IT TAKES A VILLAGE TO GRIEVE

Friends of mine are grieving over their 14 year old dog. She was a family member, a quirky rescue girl who loved humans and hated other dogs, quickly turning into Cujo whenever she saw another canine. As far as she was concerned, her human family was her pack. Now her pack is heartbroken that she’s gone. They said to me, “We know you understand because you’re an animal person.” I was struck by the fact that they felt the need to explain their grief.

Another friend just lost his life partner of many years and is understandably devastated. When I reached out in comfort, he made it clear to me that I couldn’t possibly comprehend his grief because I’ve never suffered the loss of a partner with whom I’d shared decades. True…but I have grieved and I wanted to offer compassion.

So I’ve been thinking about grief a lot lately. I’ve been thinking about how we put different kinds of grief into separate cubicles, defining some as bigger, heavier, others as a bit lighter and therefore easier to get over. There is some validity to that thinking. The loss of a child can’t compare to the death of an aged parent. The loss of a spouse is of course a million miles from the loss of a beloved pet. But there is also this truth: Grief takes root inside us in the same way no matter who it is we are mourning. It literally makes the heart ache; it steals our breath and courses through our bloodstream. Every day seems like a vast river we’re being asked to cross, and we don’t know how we’ll do that without drowning.
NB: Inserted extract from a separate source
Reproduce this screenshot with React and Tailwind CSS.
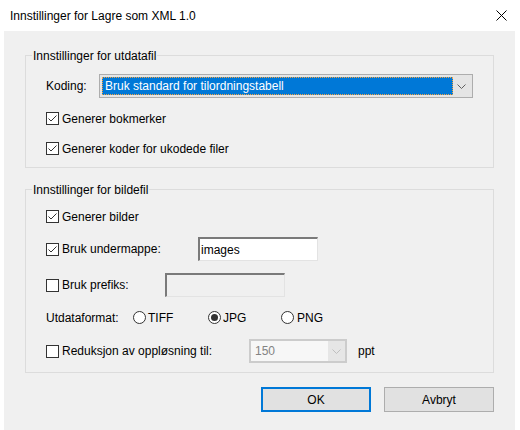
import React from "react";

const CheckBox = ({ checked }) => (
  <div className="w-[13px] h-[13px] border border-[#333333] bg-white shrink-0 flex items-center justify-center">
    {checked && (
      <svg width="11" height="11" viewBox="0 0 11 11">
        <path d="M1.5 5.5 L4 8 L9.5 2.5" stroke="#333333" strokeWidth="1" fill="none" />
      </svg>
    )}
  </div>
);

const Radio = ({ checked }) => (
  <svg width="13" height="13" viewBox="0 0 13 13" className="shrink-0">
    <circle cx="6.5" cy="6.5" r="6" fill="white" stroke="#333333" strokeWidth="1" />
    {checked && <circle cx="6.5" cy="6.5" r="3.5" fill="#333333" />}
  </svg>
);

const Chevron = ({ color }) => (
  <svg width="9" height="5" viewBox="0 0 9 5">
    <path d="M0.5 0.5 L4.5 4.5 L8.5 0.5" stroke={color} strokeWidth="1" fill="none" />
  </svg>
);

const CheckRow = ({ checked, label, className }) => (
  <div className={"flex items-center h-[19px] " + className}>
    <CheckBox checked={checked} />
    <span className="ml-[3px]">{label}</span>
  </div>
);

const Group = ({ title, className, children }) => (
  <div className={"border border-[#dcdcdc] pb-[9px] " + className}>
    <div className="-mt-[8px] ml-[6px] w-fit px-[1px] h-[16px] leading-[16px] bg-[#f0f0f0]">
      {title}
    </div>
    <div className="px-[20px]">{children}</div>
  </div>
);

const App = () => {
  return (
    <div className="w-[520px] h-[430px] bg-white flex flex-col font-['Liberation_Sans',Arial,sans-serif] text-[12px] text-black leading-none">
      <div className="h-[31px] shrink-0 flex items-center pl-[10px] pr-[13px]">
        <span className="flex-1">Innstillinger for Lagre som XML 1.0</span>
        <svg width="11" height="11" viewBox="0 0 11 11">
          <path d="M0.5 0.5 L10.5 10.5 M10.5 0.5 L0.5 10.5" stroke="#000000" strokeWidth="1" />
        </svg>
      </div>

      <div className="flex-1 bg-[#f0f0f0] ml-[4px] mr-[5px] px-[21px] pt-[24px]">
        <Group title="Innstillinger for utdatafil">
          <div className="mt-[10px] flex items-center h-[24px]">
            <span className="w-[53px]">Koding:</span>
            <div className="w-[374px] h-[24px] border border-[#adadad] bg-[#e5e5e5] p-[2px] flex">
              <div className="w-[351px] h-full bg-[#0078d7] border border-dotted border-[#f4a340] text-white flex items-center pl-[2px]">
                Bruk standard for tilordningstabell
              </div>
              <div className="flex-1 flex items-center justify-center">
                <Chevron color="#606060" />
              </div>
            </div>
          </div>
          <CheckRow checked label="Generer bokmerker" className="mt-[11px]" />
          <CheckRow checked label="Generer koder for ukodede filer" className="mt-[11px]" />
        </Group>

        <Group title="Innstillinger for bildefil" className="mt-[21px]">
          <CheckRow checked label="Generer bilder" className="mt-[9px]" />

          <div className="mt-[11px] flex items-center h-[24px]">
            <div className="w-[152px] flex items-center">
              <CheckBox checked />
              <span className="ml-[3px]">Bruk undermappe:</span>
            </div>
            <div className="w-[120px] h-[24px] bg-white border-t-2 border-l-2 border-t-[#7a7a7a] border-l-[#7a7a7a] border-b border-r border-b-[#e3e3e3] border-r-[#e3e3e3] flex items-center pl-[1px]">
              images
            </div>
          </div>

          <div className="mt-[12px] flex items-center h-[24px]">
            <div className="w-[119px] flex items-center">
              <CheckBox />
              <span className="ml-[3px]">Bruk prefiks:</span>
            </div>
            <div className="w-[120px] h-[24px] bg-[#f0f0f0] border-t-2 border-l-2 border-t-[#7a7a7a] border-l-[#7a7a7a] border-b border-r border-b-[#e3e3e3] border-r-[#e3e3e3]" />
          </div>

          <div className="mt-[11px] flex items-center h-[19px]">
            <span className="w-[87px]">Utdataformat:</span>
            <div className="w-[75px] flex items-center">
              <Radio />
              <span className="ml-[2px]">TIFF</span>
            </div>
            <div className="w-[73px] flex items-center">
              <Radio checked />
              <span className="ml-[2px]">JPG</span>
            </div>
            <div className="flex items-center">
              <Radio />
              <span className="ml-[3px]">PNG</span>
            </div>
          </div>

          <div className="mt-[12px] flex items-center h-[24px]">
            <div className="w-[203px] flex items-center">
              <CheckBox />
              <span className="ml-[3px]">Reduksjon av oppløsning til:</span>
            </div>
            <div className="w-[98px] h-[24px] border border-[#cccccc] bg-[#cccccc] p-[1px] flex">
              <div className="w-[77px] h-full bg-[#f7f7f7] text-[#838383] flex items-center pl-[4px]">
                150
              </div>
              <div className="flex-1 bg-[#e6e6e6] flex items-center justify-center">
                <Chevron color="#bfbfbf" />
              </div>
            </div>
            <span className="ml-[11px]">ppt</span>
          </div>
        </Group>

        <div className="mt-[14px] flex justify-end gap-[13px]">
          <button className="w-[110px] h-[25px] bg-[#e1e1e1] border-2 border-[#0078d7]">OK</button>
          <button className="w-[110px] h-[25px] bg-[#e1e1e1] border border-[#adadad]">Avbryt</button>
        </div>
      </div>
    </div>
  );
};

export default App;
It occurs to me that there is no benefit to separating grief into different categories. There is a large village of people who understand loss, and who want to help however they can when they see someone trembling on the banks of the river they too have had to cross. To tell any one of those villagers that they don’t understand because the source of their grief was different is to render them helpless. It’s possible to get through grief alone, but solitary journeys are treacherous. Ultimately, I don’t know if the circumstances of one’s loss matter as much as the emotional darkness that feels like it will never end. If there are people who can whisper to you that the darkness will in time lift, why would you turn them away?

Before I published my novel Till Human Voices Wake Us, in which the main character loses her child in a swimming pool accident, I did a reading from it at one of Eve Brandstein’s Poetry in Motion events. A woman told Eve afterward that she wondered how I knew what the character’s grief felt like. This woman had lost a child, and she knew I hadn’t, yet she said I got it so right in the novel. I wish she’d asked me that question, because I’d have told her that I dove into my heart, my soul, I pulled up the times I had grieved and I followed that river of tears. Maybe one of the lessons of grieving is that human beings are achingly similar, more alike than we are different. We’re also incredibly strong. It helps to be reminded of that — of how the human spirit can rise up from the deepest darkness and choose life again. It takes a village to remind us of that.